5 Pro-Life Activists Found Guilty Over Protest Outside Washington Abortion Clinic

NTD Newsroom
By NTD Newsroom
August 29, 2023US News
5 Pro-Life Activists Found Guilty Over Protest Outside Washington Abortion Clinic
The 10 pro-life activists arrested at the Washington Surgi-Clinic pose with friends after their release from jail in Washington, on Oct. 22, 2020. (Courtesy of Terrisa Bukovinac)

Five pro-life activists have been found guilty on charges of stopping women entering a Washington abortion clinic in 2020.

They face up to 10 years in prison for conspiring to prevent someone else from exercising their rights.

Lawyers with The Thomas More Society said that the protesters—members of the Progressive Anti-Abortion Uprising (PAAU)—were also found guilty in the U.S. District Court in Washington on Aug. 29 of violating the Freedom of Access to Clinic Entrances (FACE) Act.

They said the Act makes it a crime to use violence, physical obstruction, or intimidation to block access to reproductive services.

Nonviolent actions breaking this law can result in up to a year in prison for committing a misdemeanor.

Senior counsel Steve Crampton said: “The court found that because the violation of FACE—in this case—was a crime of ‘violence,’ all five defendants must be immediately incarcerated.

“So, the defendants were led out of the courtroom by an army of U.S. Marshals. This is an outrage.”

The charges arose from an incident on Oct. 22, 2020, where PAAU director of activism Lauren Handy, Herb Geraghty, John Hinshaw, Heather Idoni, Will Goodman, Jay Smith, Paula Harlow, Jean Marshal, Joan Bell, Jonathan Darnel, and Caroline Davis entered the Washington Surgi-Clinic.

Lauren Handy
Left-wing pro-life protester Lauren Handy, the director of activism with Progressive Anti-Abortion Uprising, protests outside the U.S. Supreme Court on June 15, 2022.(Jackson Elliott/The Epoch Times)
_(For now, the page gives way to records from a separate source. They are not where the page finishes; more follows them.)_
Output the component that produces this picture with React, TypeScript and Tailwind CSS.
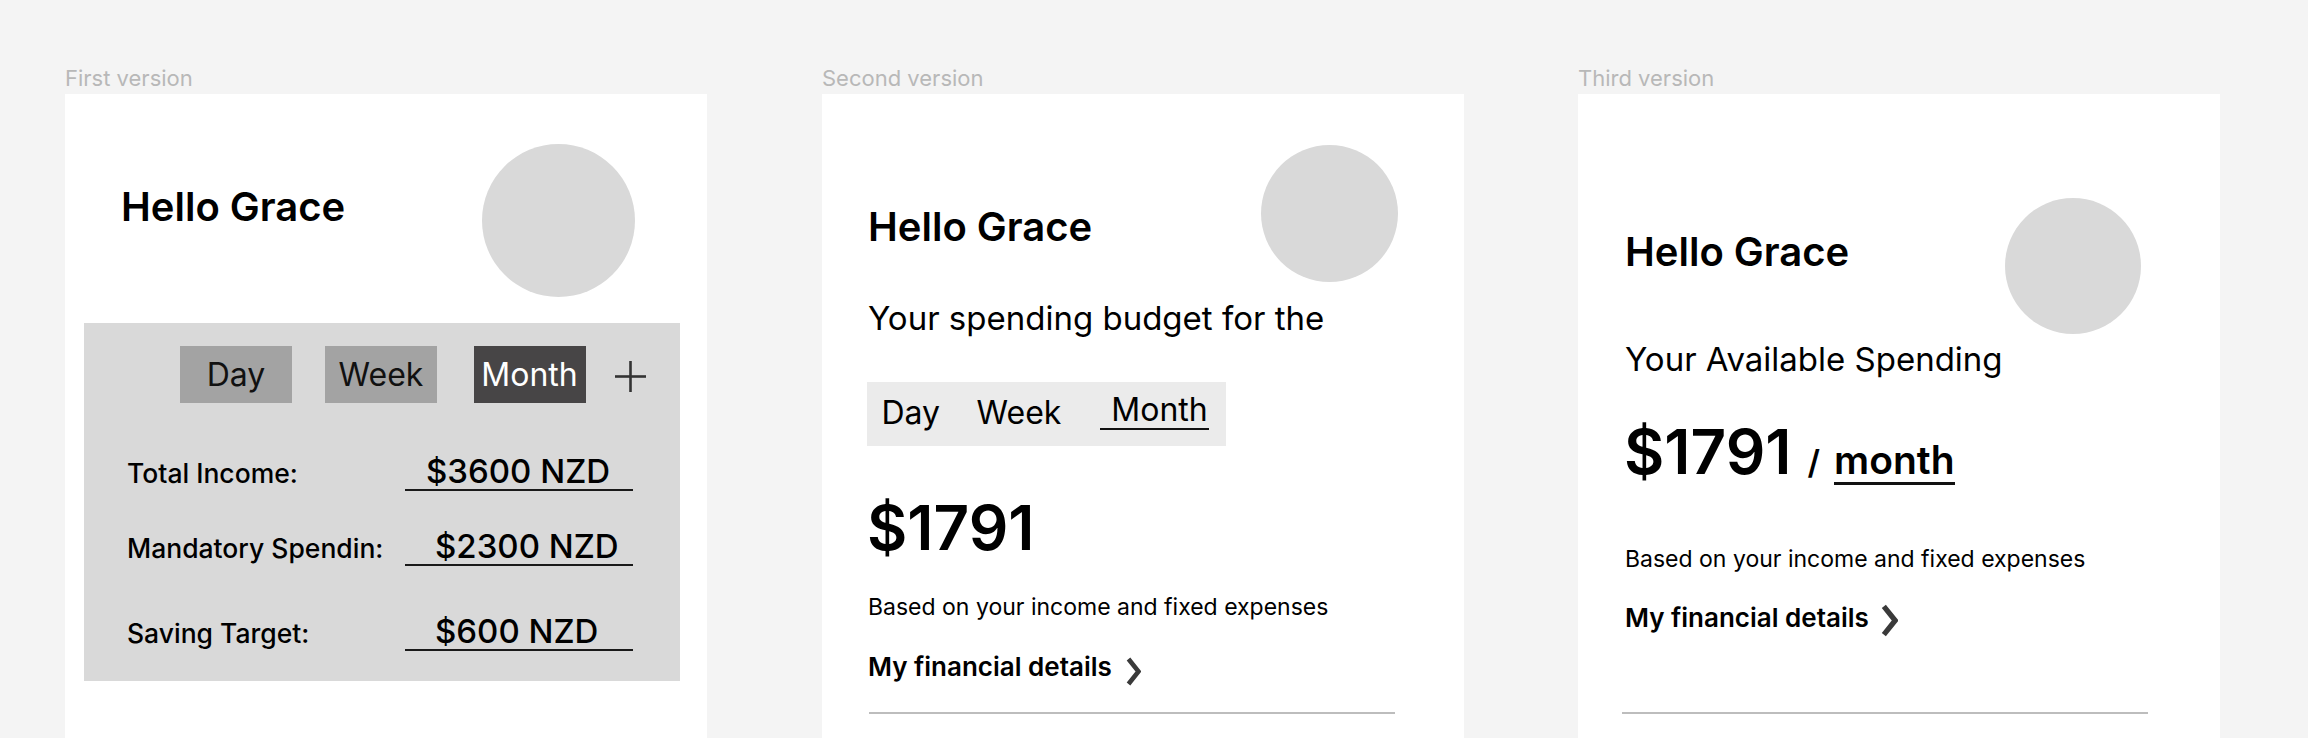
import React from "react";

function Chevron({ className }: { className?: string }) {
  return (
    <svg className={className} viewBox="0 0 15 29" fill="none">
      <polyline points="2.5,2 12.5,14.5 2.5,27" stroke="#3a3a3a" strokeWidth="4.6" strokeLinejoin="miter" />
    </svg>
  );
}

function Plus() {
  return (
    <svg className="ml-[29px] w-[31px] h-[31px] mt-[2px]" viewBox="0 0 31 31" fill="none">
      <line x1="15.5" y1="0" x2="15.5" y2="31" stroke="#333" strokeWidth="2.6" />
      <line x1="0" y1="15.5" x2="31" y2="15.5" stroke="#333" strokeWidth="2.6" />
    </svg>
  );
}

function Label({ children }: { children: React.ReactNode }) {
  return <div className="text-[22px] leading-none h-[22px] text-[#b8b8b8] whitespace-nowrap">{children}</div>;
}

function Row({ label, value, pl, mt }: { label: string; value: string; pl: string; mt: string }) {
  return (
    <div className={`flex items-baseline pl-[43px] ${mt}`}>
      <div className="w-[278px] text-[26.5px] leading-none font-medium whitespace-nowrap">{label}</div>
      <div className={`w-[228px] text-[33px] leading-none font-medium pb-[1px] border-b-2 border-[#1a1a1a] whitespace-nowrap ${pl}`}>
        {value}
      </div>
    </div>
  );
}

function CardOne() {
  return (
    <div className="flex flex-col w-[642px] ml-[65px] pt-[67px]">
      <Label>First version</Label>
      <div className="mt-[5px] bg-white flex-1 flex flex-col">
        <div className="flex items-start">
          <h1 className="ml-[56px] mt-[92.5px] text-[40px] leading-none font-semibold whitespace-nowrap">Hello Grace</h1>
          <div className="ml-auto mr-[72px] mt-[49.5px] w-[153px] h-[153px] rounded-full bg-[#d9d9d9]" />
        </div>
        <div className="ml-[19px] mt-[26.5px] w-[596px] h-[358px] bg-[#d9d9d9] flex flex-col">
          <div className="flex items-start mt-[23px] h-[57px] pl-[96px]">
            <div className="w-[112px] h-[57px] bg-[#a3a3a3] flex items-center justify-center text-[32px] leading-none text-[#111]">Day</div>
            <div className="ml-[33px] w-[112px] h-[57px] bg-[#a3a3a3] flex items-center justify-center text-[32px] leading-none text-[#111]">Week</div>
            <div className="ml-[36.5px] w-[112px] h-[57px] bg-[#474546] flex items-center justify-center text-[32px] leading-none text-white">Month</div>
            <div className="mt-[13px]"><Plus /></div>
          </div>
          <Row label="Total Income:" value="$3600 NZD" pl="pl-[21px]" mt="mt-[51.5px]" />
          <Row label="Mandatory Spendin:" value="$2300 NZD" pl="pl-[30px]" mt="mt-[39px]" />
          <Row label="Saving Target:" value="$600 NZD" pl="pl-[30px]" mt="mt-[49px]" />
        </div>
      </div>
    </div>
  );
}

function CardTwo() {
  return (
    <div className="flex flex-col w-[642px] ml-[115px] pt-[67px]">
      <Label>Second version</Label>
      <div className="mt-[5px] bg-white flex-1 flex flex-col">
        <div className="flex items-start">
          <h1 className="ml-[46px] mt-[112.5px] text-[40px] leading-none font-semibold whitespace-nowrap">Hello Grace</h1>
          <div className="ml-auto mr-[66px] mt-[51px] w-[137px] h-[137px] rounded-full bg-[#d9d9d9]" />
        </div>
        <p className="ml-[46px] mt-[20.3px] text-[33px] leading-none whitespace-nowrap">Your spending budget for the</p>
        <div className="ml-[45px] mt-[47.2px] w-[359px] h-[63.5px] bg-[#ebebeb] flex items-start pl-[14.5px]">
          <span className="mt-[15px] text-[32px] leading-none">Day</span>
          <span className="ml-[36.5px] mt-[15px] text-[32px] leading-none">Week</span>
          <span className="ml-[39px] mt-[11.5px] text-[32px] leading-none pl-[11px] pr-[1px] pb-[2px] border-b-2 border-[#111]">Month</span>
        </div>
        <div className="ml-[45px] mt-[51px] text-[62px] leading-none font-semibold">$1791</div>
        <p className="ml-[46px] mt-[36.6px] text-[23px] leading-none whitespace-nowrap">Based on your income and fixed expenses</p>
        <div className="ml-[46px] mt-[35.2px] flex items-start">
          <span className="text-[26px] leading-none font-semibold whitespace-nowrap">My financial details</span>
          <Chevron className="ml-[14px] mt-[3.5px] w-[15px] h-[29px]" />
        </div>
        <div className="ml-[47px] mt-[25.7px] w-[526px] h-[2px] bg-[#bdbdbd]" />
      </div>
    </div>
  );
}

function CardThree() {
  return (
    <div className="flex flex-col w-[642px] ml-[114px] pt-[67px]">
      <Label>Third version</Label>
      <div className="mt-[5px] bg-white flex-1 flex flex-col">
        <div className="flex items-start">
          <h1 className="ml-[47px] mt-[138px] text-[40px] leading-none font-semibold whitespace-nowrap">Hello Grace</h1>
          <div className="ml-auto mr-[79px] mt-[103.6px] w-[136.5px] h-[136.5px] rounded-full bg-[#d9d9d9]" />
        </div>
        <p className="ml-[47px] mt-[9.2px] text-[33px] leading-none whitespace-nowrap">Your Available Spending</p>
        <div className="ml-[46px] mt-[45.1px] flex items-baseline">
          <span className="text-[62px] leading-none font-semibold">$1791</span>
          <span className="ml-[16px] text-[33px] leading-none font-semibold">/</span>
          <span className="ml-[14px] text-[39px] leading-none font-semibold pb-[3px] border-b-[3px] border-[#111]">month</span>
        </div>
        <p className="ml-[47px] mt-[63px] text-[23px] leading-none whitespace-nowrap">Based on your income and fixed expenses</p>
        <div className="ml-[47px] mt-[33.2px] flex items-start">
          <span className="text-[26px] leading-none font-semibold whitespace-nowrap">My financial details</span>
          <Chevron className="ml-[12px] mt-[-1px] w-[17px] h-[33px]" />
        </div>
        <div className="ml-[44px] mt-[75.4px] w-[526px] h-[2px] bg-[#bdbdbd]" />
      </div>
    </div>
  );
}

export default function App() {
  return (
    <div className="w-[2308px] h-[738px] overflow-hidden bg-[#f4f4f4] flex font-['Inter',sans-serif] text-black">
      <CardOne />
      <CardTwo />
      <CardThree />
    </div>
  );
}
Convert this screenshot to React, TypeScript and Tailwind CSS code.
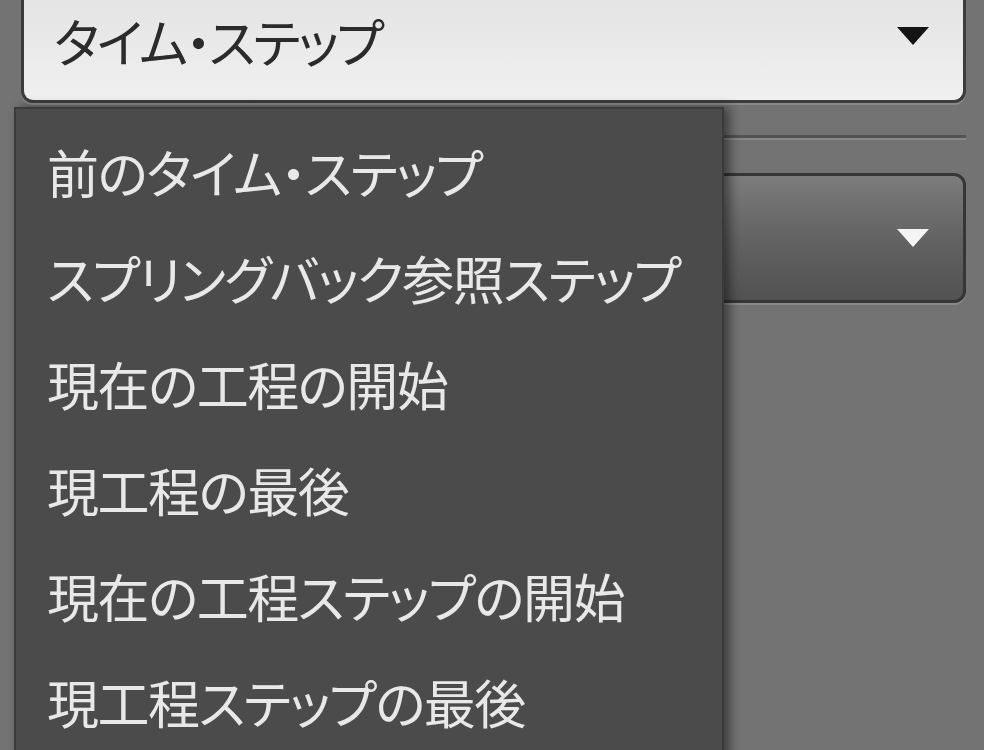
import React from 'react'

const items = [
  '前のタイム・ステップ',
  'スプリングバック参照ステップ',
  '現在の工程の開始',
  '現工程の最後',
  '現在の工程ステップの開始',
  '現工程ステップの最後',
]

function Arrow({ color }: { color: string }) {
  return (
    <svg width="36" height="22" viewBox="0 0 36 22">
      <path d="M2 2 L34 2 L18 20 Z" fill={color} />
    </svg>
  )
}

export default function App() {
  return (
    <div
      className="relative h-[750px] w-[984px] overflow-hidden bg-[#737373] [font-feature-settings:'palt']"
      style={{ fontFamily: '"Noto Sans CJK JP", "Noto Sans", sans-serif' }}
    >
      <div className="flex flex-col pl-[21px] pr-[18px]">
        {/* current value box */}
        <div className="-mt-[20px] flex h-[123px] items-end rounded-b-[12px] border-[3px] border-t-0 border-[#3c3c3c] bg-gradient-to-b from-[#e2e2e2] to-[#f0f0f0] pb-[33px] pl-[30px] pr-[32px] shadow-[0_2px_0_#8a8a8a]">
          <span className="flex-1 text-[52px] leading-none tracking-[-2.5px] text-[#2b2b2b]">タイム・ステップ</span>
          <div className="mb-[20px]">
            <Arrow color="#141414" />
          </div>
        </div>

        {/* separator */}
        <div className="mt-[32px] flex flex-col">
          <div className="h-[3px] bg-[#525252]" />
          <div className="h-[2px] bg-[#888888]" />
        </div>

        {/* second box */}
        <div className="mt-[33px] flex h-[130px] items-center justify-end rounded-[12px] border-[3px] border-[#363636] bg-gradient-to-b from-[#7c7c7c] via-[#636363] to-[#525252] pr-[32px] shadow-[0_2px_0_#8a8a8a]">
          <Arrow color="#f4f4f4" />
        </div>
      </div>

      {/* open menu */}
      <div className="absolute left-[14px] top-[107px] h-[700px] w-[710px] border-x-[2px] border-t-[2px] border-[#3a3a3a] bg-[#4b4b4b] pt-[10px] shadow-[6px_0_10px_rgba(0,0,0,0.45)]">
        {items.map((t) => (
          <div key={t} className="flex h-[106px] items-center pl-[31px] text-[52px] leading-none tracking-[-1.5px] text-[#e8e8e8]">
            {t}
          </div>
        ))}
      </div>
    </div>
  )
}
Ms. Davis took a plea deal and testified for the government. Ms. Smith, Ms. Harlow, Ms. Marshal, Ms. Bell, and Mr. Darnel will go on trial at a later date.

The prosecution said they conspired to block the clinic’s entrances. Their lawyers said they didn’t.

The Epoch Times contacted the district court’s media liaison, Lisa J. Klem, but she didn’t reply by publication time.

In a transcript of the closing statement provided by The Thomas More Society, senior counsel Martin Cannon told jurors Ms. Handy didn’t block entry to the clinic.

“You saw it on video,” he said. “She’s not blocking anything.”

Mr. Darnel took a video of the pro-life incursion into the clinic. In it, some activists sang hymns, while others chained themselves to chairs in the clinic.

“The ‘rescuers’ are doing their job. They are not allowing women to enter the abortion clinic,” a mask-wearing protester said in the video. “As long as they’re in there, no women can go in to kill their children.”

Mr. Cannon rejected the conspiracy against rights charges.

And finally, he told the jury to “hold the laws close” despite the “passions on both sides” over abortion.

In a court transcript of the closing arguments purchased by The Epoch Times, prosecuting attorney Sanjay Patel said the protest participants were all clearly guilty.

The evidence shows the defendants conspired to violate FACE, Mr. Patel said.

He added the protesters blocked a woman in labor whose baby, doctors said, would most likely die in utero or at birth.

If any defendant used force, all of them are guilty, Mr. Patel said, adding three protesters used force.

Mr. Smith pushed a door open and pushed a nurse, Ms. Marshal pushed a nurse to enter the clinic, and Ms. Harlow “used force and threw her … body into the clinic manager,” he said.

Before the trial started, Judge Kollar-Kotelly forbade the defense from using several strategies, court documents said.

“Imminence is required; a defendant may not don a vigilante’s hood to insert themself into a situation of their own making and subsequently claim defense of a third person to justify their actions,” the judge’s instructions to the jury read.

The “necessity defense” is the idea that in an emergency, a defendant committed a crime to prevent a greater crime from happening.

Mr. Geraghty argued that they were protesting to prevent the imminent deaths of unborn babies.

The court also rejected a “defense of the third person” defense. This legal term also relies on the idea that it’s legal to break the law to defend another person’s life.

The judge also rejected any defenses based on the suggestion that the activists’ actions were protected by the First Amendment.